* **Recorded information**:
···
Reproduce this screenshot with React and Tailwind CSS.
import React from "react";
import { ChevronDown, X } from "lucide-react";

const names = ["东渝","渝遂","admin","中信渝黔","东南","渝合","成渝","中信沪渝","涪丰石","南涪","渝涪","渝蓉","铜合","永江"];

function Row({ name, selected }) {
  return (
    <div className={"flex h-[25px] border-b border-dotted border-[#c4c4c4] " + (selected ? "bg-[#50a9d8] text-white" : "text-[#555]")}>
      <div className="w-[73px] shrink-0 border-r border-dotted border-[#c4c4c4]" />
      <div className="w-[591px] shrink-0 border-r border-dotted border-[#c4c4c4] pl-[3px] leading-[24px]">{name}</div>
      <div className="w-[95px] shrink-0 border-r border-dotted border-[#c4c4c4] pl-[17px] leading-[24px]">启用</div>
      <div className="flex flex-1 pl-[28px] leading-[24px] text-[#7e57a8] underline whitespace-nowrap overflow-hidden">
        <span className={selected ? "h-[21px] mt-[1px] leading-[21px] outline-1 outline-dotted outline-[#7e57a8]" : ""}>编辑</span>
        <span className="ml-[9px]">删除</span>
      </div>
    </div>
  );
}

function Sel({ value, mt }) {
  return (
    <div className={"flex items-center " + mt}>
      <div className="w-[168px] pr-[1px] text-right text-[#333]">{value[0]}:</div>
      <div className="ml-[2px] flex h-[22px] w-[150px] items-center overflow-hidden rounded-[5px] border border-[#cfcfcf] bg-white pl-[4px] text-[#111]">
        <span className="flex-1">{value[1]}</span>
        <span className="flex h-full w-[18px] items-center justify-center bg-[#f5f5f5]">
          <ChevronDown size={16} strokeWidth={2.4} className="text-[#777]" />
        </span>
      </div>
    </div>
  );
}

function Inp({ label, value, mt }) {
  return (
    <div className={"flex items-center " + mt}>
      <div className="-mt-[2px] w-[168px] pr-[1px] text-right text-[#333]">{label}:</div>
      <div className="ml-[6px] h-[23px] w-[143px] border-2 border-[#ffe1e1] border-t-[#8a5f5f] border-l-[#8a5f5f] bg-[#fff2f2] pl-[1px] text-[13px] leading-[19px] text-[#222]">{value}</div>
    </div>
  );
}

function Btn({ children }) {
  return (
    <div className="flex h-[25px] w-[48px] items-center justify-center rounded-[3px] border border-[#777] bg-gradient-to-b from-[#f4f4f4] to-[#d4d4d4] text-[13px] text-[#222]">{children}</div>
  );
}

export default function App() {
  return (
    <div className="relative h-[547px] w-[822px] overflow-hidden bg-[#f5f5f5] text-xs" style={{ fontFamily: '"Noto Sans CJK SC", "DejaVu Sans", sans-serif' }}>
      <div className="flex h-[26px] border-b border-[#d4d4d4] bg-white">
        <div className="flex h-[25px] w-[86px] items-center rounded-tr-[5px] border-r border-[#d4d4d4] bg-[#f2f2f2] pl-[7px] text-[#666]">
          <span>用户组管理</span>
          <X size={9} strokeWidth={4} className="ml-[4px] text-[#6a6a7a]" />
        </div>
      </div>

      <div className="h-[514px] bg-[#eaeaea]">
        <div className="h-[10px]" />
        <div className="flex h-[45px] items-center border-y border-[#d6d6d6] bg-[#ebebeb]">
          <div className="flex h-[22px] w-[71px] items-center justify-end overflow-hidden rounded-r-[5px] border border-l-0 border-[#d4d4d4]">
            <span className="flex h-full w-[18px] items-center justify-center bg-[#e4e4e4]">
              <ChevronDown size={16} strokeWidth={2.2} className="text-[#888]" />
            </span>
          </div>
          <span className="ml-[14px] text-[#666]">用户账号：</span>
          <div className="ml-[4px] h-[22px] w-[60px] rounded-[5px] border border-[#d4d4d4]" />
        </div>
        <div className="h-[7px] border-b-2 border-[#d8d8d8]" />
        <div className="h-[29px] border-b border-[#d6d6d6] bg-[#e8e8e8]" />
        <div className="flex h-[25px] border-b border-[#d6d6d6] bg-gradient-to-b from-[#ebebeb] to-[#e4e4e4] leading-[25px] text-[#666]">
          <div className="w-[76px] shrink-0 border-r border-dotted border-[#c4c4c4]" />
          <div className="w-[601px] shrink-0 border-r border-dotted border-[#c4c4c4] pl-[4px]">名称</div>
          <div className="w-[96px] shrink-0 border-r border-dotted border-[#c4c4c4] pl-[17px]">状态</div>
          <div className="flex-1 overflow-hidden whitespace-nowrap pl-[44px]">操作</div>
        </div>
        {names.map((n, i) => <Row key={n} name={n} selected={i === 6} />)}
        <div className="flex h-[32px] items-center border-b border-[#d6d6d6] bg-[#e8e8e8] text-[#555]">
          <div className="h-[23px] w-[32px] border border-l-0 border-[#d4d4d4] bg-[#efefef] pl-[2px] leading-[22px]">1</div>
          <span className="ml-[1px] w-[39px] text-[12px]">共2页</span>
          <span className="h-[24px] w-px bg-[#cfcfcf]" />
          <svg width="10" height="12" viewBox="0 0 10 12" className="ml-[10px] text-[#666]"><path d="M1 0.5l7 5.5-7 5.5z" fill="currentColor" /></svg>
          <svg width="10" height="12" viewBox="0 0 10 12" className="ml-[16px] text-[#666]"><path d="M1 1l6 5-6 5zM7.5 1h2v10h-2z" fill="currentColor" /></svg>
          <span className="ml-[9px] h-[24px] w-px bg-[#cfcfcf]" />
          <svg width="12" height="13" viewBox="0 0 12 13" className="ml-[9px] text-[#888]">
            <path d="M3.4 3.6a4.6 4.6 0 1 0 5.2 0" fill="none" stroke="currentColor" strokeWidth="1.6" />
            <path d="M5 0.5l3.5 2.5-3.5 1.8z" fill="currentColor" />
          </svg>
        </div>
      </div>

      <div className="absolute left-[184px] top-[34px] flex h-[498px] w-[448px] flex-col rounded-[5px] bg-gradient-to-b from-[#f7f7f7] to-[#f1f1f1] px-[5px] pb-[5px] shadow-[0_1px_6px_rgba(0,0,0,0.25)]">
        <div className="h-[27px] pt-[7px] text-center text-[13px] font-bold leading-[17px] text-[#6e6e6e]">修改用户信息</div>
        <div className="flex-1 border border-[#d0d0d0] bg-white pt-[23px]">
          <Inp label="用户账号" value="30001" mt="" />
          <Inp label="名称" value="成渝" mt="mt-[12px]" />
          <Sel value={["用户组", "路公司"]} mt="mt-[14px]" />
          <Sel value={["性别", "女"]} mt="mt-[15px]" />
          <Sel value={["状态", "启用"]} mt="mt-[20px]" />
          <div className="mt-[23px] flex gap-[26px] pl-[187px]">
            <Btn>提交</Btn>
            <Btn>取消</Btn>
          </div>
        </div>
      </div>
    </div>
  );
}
···
* **Exercise prompt**: Quote each line of the listing above exactly.

* **Task answer**:
Reproduce this screenshot with React and Tailwind CSS.
import React from "react";
import { ChevronDown, X } from "lucide-react";

const names = ["东渝","渝遂","admin","中信渝黔","东南","渝合","成渝","中信沪渝","涪丰石","南涪","渝涪","渝蓉","铜合","永江"];

function Row({ name, selected }) {
  return (
    <div className={"flex h-[25px] border-b border-dotted border-[#c4c4c4] " + (selected ? "bg-[#50a9d8] text-white" : "text-[#555]")}>
      <div className="w-[73px] shrink-0 border-r border-dotted border-[#c4c4c4]" />
      <div className="w-[591px] shrink-0 border-r border-dotted border-[#c4c4c4] pl-[3px] leading-[24px]">{name}</div>
      <div className="w-[95px] shrink-0 border-r border-dotted border-[#c4c4c4] pl-[17px] leading-[24px]">启用</div>
      <div className="flex flex-1 pl-[28px] leading-[24px] text-[#7e57a8] underline whitespace-nowrap overflow-hidden">
        <span className={selected ? "h-[21px] mt-[1px] leading-[21px] outline-1 outline-dotted outline-[#7e57a8]" : ""}>编辑</span>
        <span className="ml-[9px]">删除</span>
      </div>
    </div>
  );
}

function Sel({ value, mt }) {
  return (
    <div className={"flex items-center " + mt}>
      <div className="w-[168px] pr-[1px] text-right text-[#333]">{value[0]}:</div>
      <div className="ml-[2px] flex h-[22px] w-[150px] items-center overflow-hidden rounded-[5px] border border-[#cfcfcf] bg-white pl-[4px] text-[#111]">
        <span className="flex-1">{value[1]}</span>
        <span className="flex h-full w-[18px] items-center justify-center bg-[#f5f5f5]">
          <ChevronDown size={16} strokeWidth={2.4} className="text-[#777]" />
        </span>
      </div>
    </div>
  );
}

function Inp({ label, value, mt }) {
  return (
    <div className={"flex items-center " + mt}>
      <div className="-mt-[2px] w-[168px] pr-[1px] text-right text-[#333]">{label}:</div>
      <div className="ml-[6px] h-[23px] w-[143px] border-2 border-[#ffe1e1] border-t-[#8a5f5f] border-l-[#8a5f5f] bg-[#fff2f2] pl-[1px] text-[13px] leading-[19px] text-[#222]">{value}</div>
    </div>
  );
}

function Btn({ children }) {
  return (
    <div className="flex h-[25px] w-[48px] items-center justify-center rounded-[3px] border border-[#777] bg-gradient-to-b from-[#f4f4f4] to-[#d4d4d4] text-[13px] text-[#222]">{children}</div>
  );
}

export default function App() {
  return (
    <div className="relative h-[547px] w-[822px] overflow-hidden bg-[#f5f5f5] text-xs" style={{ fontFamily: '"Noto Sans CJK SC", "DejaVu Sans", sans-serif' }}>
      <div className="flex h-[26px] border-b border-[#d4d4d4] bg-white">
        <div className="flex h-[25px] w-[86px] items-center rounded-tr-[5px] border-r border-[#d4d4d4] bg-[#f2f2f2] pl-[7px] text-[#666]">
          <span>用户组管理</span>
          <X size={9} strokeWidth={4} className="ml-[4px] text-[#6a6a7a]" />
        </div>
      </div>

      <div className="h-[514px] bg-[#eaeaea]">
        <div className="h-[10px]" />
        <div className="flex h-[45px] items-center border-y border-[#d6d6d6] bg-[#ebebeb]">
          <div className="flex h-[22px] w-[71px] items-center justify-end overflow-hidden rounded-r-[5px] border border-l-0 border-[#d4d4d4]">
            <span className="flex h-full w-[18px] items-center justify-center bg-[#e4e4e4]">
              <ChevronDown size={16} strokeWidth={2.2} className="text-[#888]" />
            </span>
          </div>
          <span className="ml-[14px] text-[#666]">用户账号：</span>
          <div className="ml-[4px] h-[22px] w-[60px] rounded-[5px] border border-[#d4d4d4]" />
        </div>
        <div className="h-[7px] border-b-2 border-[#d8d8d8]" />
        <div className="h-[29px] border-b border-[#d6d6d6] bg-[#e8e8e8]" />
        <div className="flex h-[25px] border-b border-[#d6d6d6] bg-gradient-to-b from-[#ebebeb] to-[#e4e4e4] leading-[25px] text-[#666]">
          <div className="w-[76px] shrink-0 border-r border-dotted border-[#c4c4c4]" />
          <div className="w-[601px] shrink-0 border-r border-dotted border-[#c4c4c4] pl-[4px]">名称</div>
          <div className="w-[96px] shrink-0 border-r border-dotted border-[#c4c4c4] pl-[17px]">状态</div>
          <div className="flex-1 overflow-hidden whitespace-nowrap pl-[44px]">操作</div>
        </div>
        {names.map((n, i) => <Row key={n} name={n} selected={i === 6} />)}
        <div className="flex h-[32px] items-center border-b border-[#d6d6d6] bg-[#e8e8e8] text-[#555]">
          <div className="h-[23px] w-[32px] border border-l-0 border-[#d4d4d4] bg-[#efefef] pl-[2px] leading-[22px]">1</div>
          <span className="ml-[1px] w-[39px] text-[12px]">共2页</span>
          <span className="h-[24px] w-px bg-[#cfcfcf]" />
          <svg width="10" height="12" viewBox="0 0 10 12" className="ml-[10px] text-[#666]"><path d="M1 0.5l7 5.5-7 5.5z" fill="currentColor" /></svg>
          <svg width="10" height="12" viewBox="0 0 10 12" className="ml-[16px] text-[#666]"><path d="M1 1l6 5-6 5zM7.5 1h2v10h-2z" fill="currentColor" /></svg>
          <span className="ml-[9px] h-[24px] w-px bg-[#cfcfcf]" />
          <svg width="12" height="13" viewBox="0 0 12 13" className="ml-[9px] text-[#888]">
            <path d="M3.4 3.6a4.6 4.6 0 1 0 5.2 0" fill="none" stroke="currentColor" strokeWidth="1.6" />
            <path d="M5 0.5l3.5 2.5-3.5 1.8z" fill="currentColor" />
          </svg>
        </div>
      </div>

      <div className="absolute left-[184px] top-[34px] flex h-[498px] w-[448px] flex-col rounded-[5px] bg-gradient-to-b from-[#f7f7f7] to-[#f1f1f1] px-[5px] pb-[5px] shadow-[0_1px_6px_rgba(0,0,0,0.25)]">
        <div className="h-[27px] pt-[7px] text-center text-[13px] font-bold leading-[17px] text-[#6e6e6e]">修改用户信息</div>
        <div className="flex-1 border border-[#d0d0d0] bg-white pt-[23px]">
          <Inp label="用户账号" value="30001" mt="" />
          <Inp label="名称" value="成渝" mt="mt-[12px]" />
          <Sel value={["用户组", "路公司"]} mt="mt-[14px]" />
          <Sel value={["性别", "女"]} mt="mt-[15px]" />
          <Sel value={["状态", "启用"]} mt="mt-[20px]" />
          <div className="mt-[23px] flex gap-[26px] pl-[187px]">
            <Btn>提交</Btn>
            <Btn>取消</Btn>
          </div>
        </div>
      </div>
    </div>
  );
}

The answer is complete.